At the moment, though, Monica Mirabile (who also designed the costumes) and Rebecca Nagle stand arms akimbo to either side of Sarah Tooley at this Nov. 2 press preview, and Tooley asks the audience to call out an example of a “good” touch. “A hug,” somebody offers. “A high five,” another voice calls. With each good touch, Nagle and Mirabile mime a childlike expression of joy, smiling and turning their palms up in a gleeful sort of way. Tooley then asks for bad touches, and the audience responds. “ A slap,” one voice calls, and with that Nagle and Mirabile cross their arms and frown.

Tooley then begins to push boundaries. What about when your father kisses your owie on your leg? “Good,” the audience responds. “What about when your father kisses your leg in your bed?” another one of the young women asks. The audience sits silent, and the expressionless Nagle and Mirabile push the now rhetorical questions into the uncomfortable with arresting speed: What about when your father kisses you in your bed and he’s drunk? What about when your father kisses you in your bed and he’s drunk and naked? What about when your father kisses you in your bed and he’s drunk and has an erection?

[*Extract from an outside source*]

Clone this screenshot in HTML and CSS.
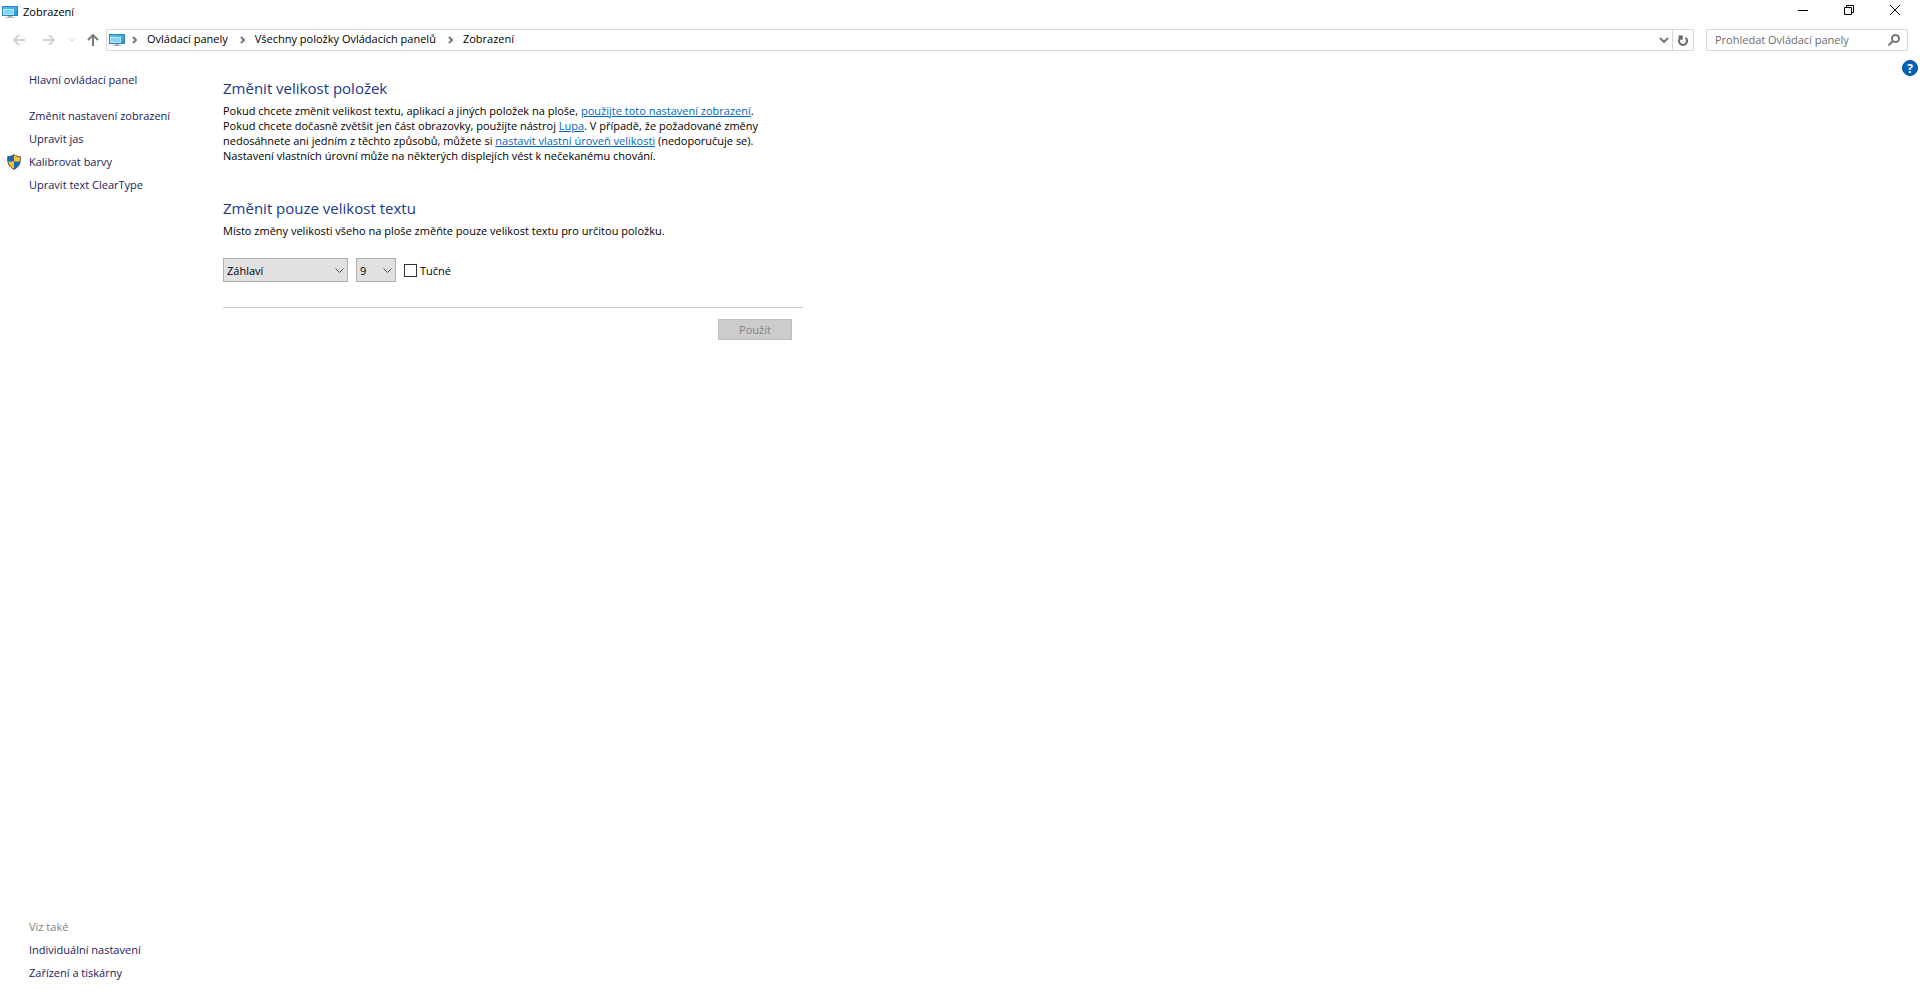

Darb TV, obviously, is not a kids show, but that it chooses to embrace that format, even tangentially, speaks to the power of its presentation and the intelligence behind its creation. Written by Nagle and realized by Nagle, Mirabile, and Tooley under the direction of Natalya Brusilovsky, the performance leaps from moments of casual and childish humor to moments of significant trauma. Sometimes these shifts are jarring and abrupt. Sometimes they’re rather seamless. That both are equally uncomfortable strengthens some of the performance’s ideas about the passive acceptance of sexual abuse.

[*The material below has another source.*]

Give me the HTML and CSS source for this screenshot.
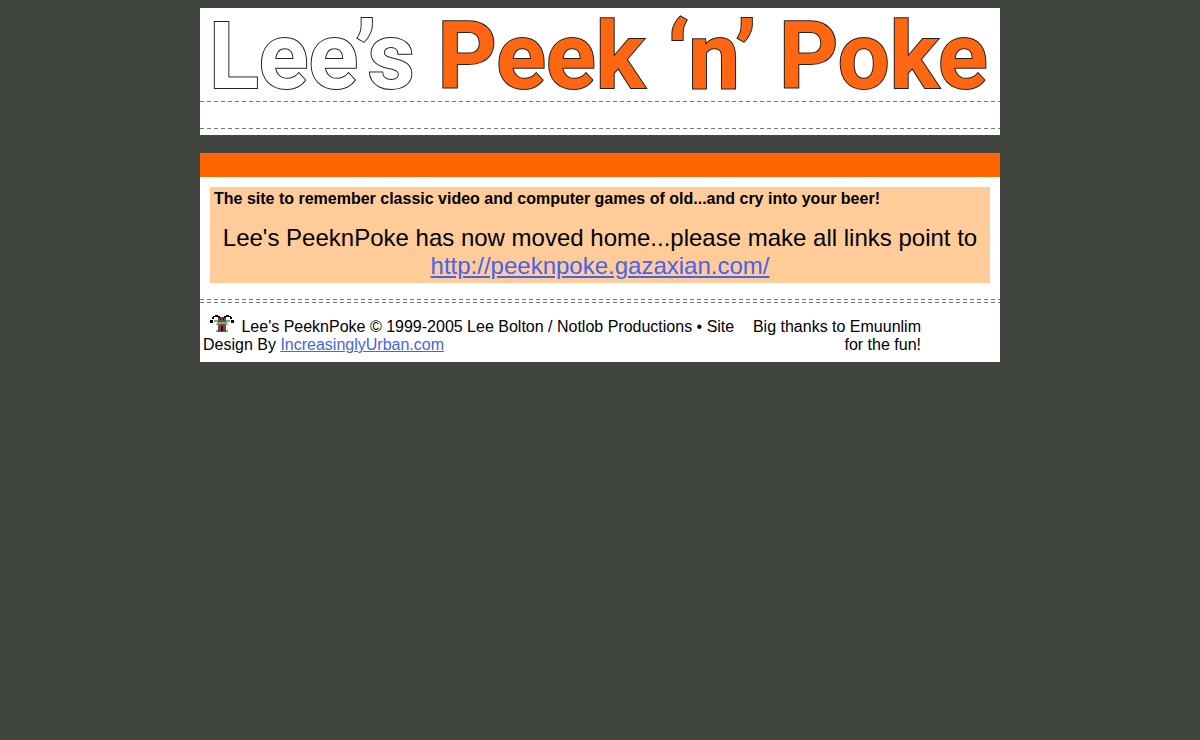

As a performance artist, Nagle (“Playing the Dozen,” Art, June 10, 2009) has fearlessly tackled issues of the body, power, and boundary pushing before in ways that straddle outright performance and theatrical narrative. Darb TV represents her latest step closer to outright conventional theater without sacrificing the interactive and psychological reach of her performance work. “When I was writing the play I had the idea for some themes,” Nagle says by phone during a brief interview Nov. 4. “And I kept asking myself, ‘What’s the format? How am I going to put this all together?’ And then I thought, a fairy tale, or a kids story—like the Brothers Grimm and Mother Goose. And then I started leaning more toward a kids TV show.”

It’s this decision that lends Darb TV its shape. Puppet Face (voiced by the actresses) talks to the audience, and the actresses enter and leave the set for little episodic sequences in the narrative. Sometimes they’re looking for Darb (J. Gavin Heck); sometimes they’re trying to open a bottle that just won’t budge; sometimes they’re doing a puppet show or going through a cooking demonstration. All are moments that could easily spring from a children’s television program.

Of course, lurking in the thematic background of these segments is the shadow of childhood sexual trauma and incest. “I feel like I make really challenging work that can sometimes be hard for people to sit and watch,” Nagle says. “And one of the techniques I like to do is give it a familiar format so that people can be, ‘Alright, I know what this is—this is a television show.’ Just so that they have something to stand on.”

More than a familiar format, this kids TV show offers a resonating prism through which to view its subject matter. Early on in the play the actresses sing an intro song, announcing that they’re going to “unlock your dreams” even though you “won’t know what they mean.” It’s an easy way to excuse some of the more surreal moments that follow, but it’s also a fair statement of fact as to how a child might interpret things happening to him or her that get sublimated into situations he or she can understand.

One character reenacts almost an entire scene with puppets as a distancing strategy to separate herself from a question directly posed to her. A fairy tale book blurs the line between date rape and how to wake up a princess. And at one point, the actresses take places among the audience and deliver monologues of sexual abuse, completely obliterating the line between theater and theatergoer, localizing the site of these abuses not in the make-believe onstage but in the reality of the audience.

It’s a strategy echoed when you walk into the theater. Audience members are asked to fill out a questionnaire, and even in the small sample of people attending the show you may discover some troubling facts about sexual abuse as viewed by the people in the room. Maybe three dozen people were present at the Nov. 2 preview, and the emotional journey Darb TV traveled was fun and arresting, playful and harsh.

It’s a precarious balance to maintain. After the Nov. 2 preview Nagle asked people to stay after and provide them with feedback since the performance was the first time anybody had seen the production. “It was interesting,” Nagle says of the feedback. “I’ve gotten a lot of e-mails and phone calls. A lot of positive stuff—people thought it was really powerful and moving. I think the part that I’ve been thinking about is how to prepare people for some of the more difficult material. And it’s hard, because you want it to be jarring but you also want people to feel safe, so it’s a matter of figuring out how to balance that.”